The delivery time estimate disappears from the restaurant listing when users enter checkout. Users have to remember it — or go back to check. Delivery time is a key variable in the purchase decision (ordering for lunch vs dinner has different tolerances). Surfacing it persistently in the checkout header would reduce back-navigation.

~

F6 — Pro upsell interrupts the checkout flow MODERATE

A Zomato Pro upsell modal appears between cart and payment — stopping a user mid-transaction to pitch a subscription. This is a textbook case of friction inserted at the wrong moment. Users in checkout mode have high purchase intent that should be completed, not interrupted. The upsell converts better post-order, when users have just experienced the service they're being asked to subscribe to.

·

F7 — No fast-reorder from home screen LOW

Repeat orders are a significant portion of Zomato's transaction volume — same restaurant, same items, same address. There is no shortcut to reorder without going through the full flow. A "Reorder" shortcut on the home screen (showing last 3 orders with one-tap checkout) would materially improve repeat purchase frequency.

The cognitive principles being violated

Friction points don't exist in a vacuum — each one triggers a specific cognitive response that makes abandonment more likely. Understanding the mechanism points directly to the fix.

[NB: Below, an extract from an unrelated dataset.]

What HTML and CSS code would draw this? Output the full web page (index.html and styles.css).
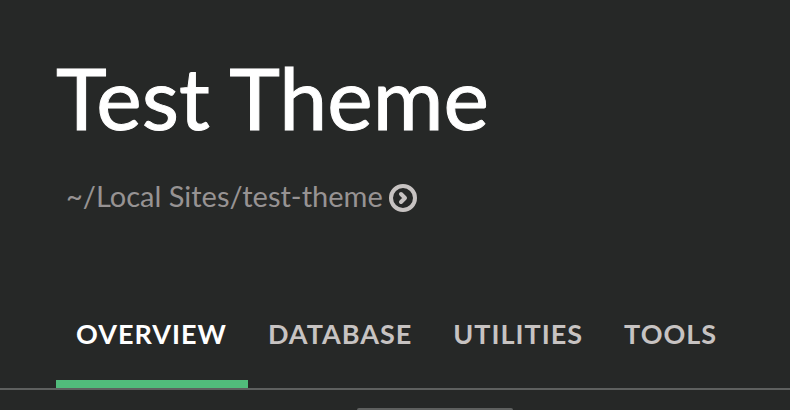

Peak-End Rule — the payment failure ruins the memory

Kahneman's Peak-End Rule: people remember an experience by its most intense moment and its ending. A payment failure — confusing, unresolved, without clear recovery — becomes the peak-negative moment. Even if the order eventually succeeds, the memory of struggling with the payment persists. Better error recovery changes what users remember about the experience.

Reactance — the Pro modal creates resistance

Psychological reactance: when people feel their freedom is threatened, they resist. A modal interrupting checkout feels coercive — the user is trying to complete a task and the product is blocking them to pitch something else. This creates negative affect toward the Pro product specifically. Users who dismiss the modal are less likely to subscribe later than those who never saw it mid-task.

Status quo bias — UPI ordering violation

Users have established mental models for checkout — the most common payment method should be first. When the interface violates this expectation (cards before UPI), users must consciously override their learned behaviour. This increases cognitive load and error probability at the worst possible moment. Matching the interface to the majority mental model is the cheapest possible conversion improvement.

🧠 Peak-End Rule 🧠 Psychological Reactance 🧠 Status Quo Bias 🧠 Loss Aversion (coupon reset) 🧠 Choice Overload

Five fixes. Prioritised by impact.

These are not design concepts — they are specific, implementable changes ranked by estimated conversion impact vs engineering effort.

1

Promote UPI to the top of the payment list

Impact: High. Effort: Low. Reorder the payment method list to show UPI first, followed by saved UPI IDs, then cards. This is a configuration change, not a redesign. Based on industry benchmarks, payment method ordering alone accounts for 6–10% of checkout conversion variance. Estimated implementation: 1 sprint.

2

Persist coupon state across session

Impact: High. Effort: Medium. Store the applied coupon in session state — it should survive back-navigation, address changes, and item additions. Show a persistent "Coupon applied: SAVE100" chip throughout checkout. This is both a trust fix and a conversion fix — users who see their discount confirmed throughout are less likely to second-guess the purchase.

3

Specific payment failure messages

Impact: High. Effort: Medium. Map each payment failure code to a specific, actionable message. "UPI PIN was incorrect — try again" / "Your daily UPI limit has been reached — pay with card" / "Bank server timeout — retry in 30 seconds." Recovery rate on specific error messages vs generic ones averages 40% higher in payment UX research. This requires working with the payment provider to expose error codes to the front end.

4

Move Pro upsell to post-order confirmation

Impact: Medium. Effort: Low. Remove the Pro modal from the checkout flow entirely. Replace it with a contextual banner on the order confirmation screen: "You just saved ₹0 on delivery. Pro members save ₹X every month." The user has just completed a positive action — they're in the best possible emotional state to hear about a subscription. Conversion on post-order upsells is 2–3× higher than mid-checkout interruptions.

5

Persistent delivery time in checkout header

Impact: Medium. Effort: Low. Add a single line to the checkout header: "Arrives in ~35 min". This is data Zomato already has — it just needs to be carried through to the checkout view. Eliminates the back-navigation loop caused by users trying to verify delivery time before committing to payment.

What fixing this is worth

At Zomato's transaction volume, even small conversion improvements compound into significant revenue. These are directional estimates based on industry benchmarks — not Zomato's internal data, which I don't have access to.

6–10%
Estimated checkout conversion lift from UPI ordering fix alone
40%
Payment failure recovery rate improvement with specific error messages
2–3×
Pro subscription conversion rate — post-order vs mid-checkout upsell
~4
Sprints to implement all 5 high-impact fixes

The most important thing about this audit is not any single fix — it's the prioritisation. Companies with Zomato's scale have significant engineering costs. The 5 changes above are ordered by impact-to-effort ratio: the UPI ordering fix and the Pro upsell relocation are configuration changes that could ship in days, not months. Starting there, then validating with A/B tests before investing in the higher-effort payment error work, is the right sequencing.

This is an independent audit conducted without access to Zomato's analytics, user research, or internal data. All impact estimates are based on published industry benchmarks and analogous product research. The intent is constructive — these are the same observations a senior UX leader would make in an internal review.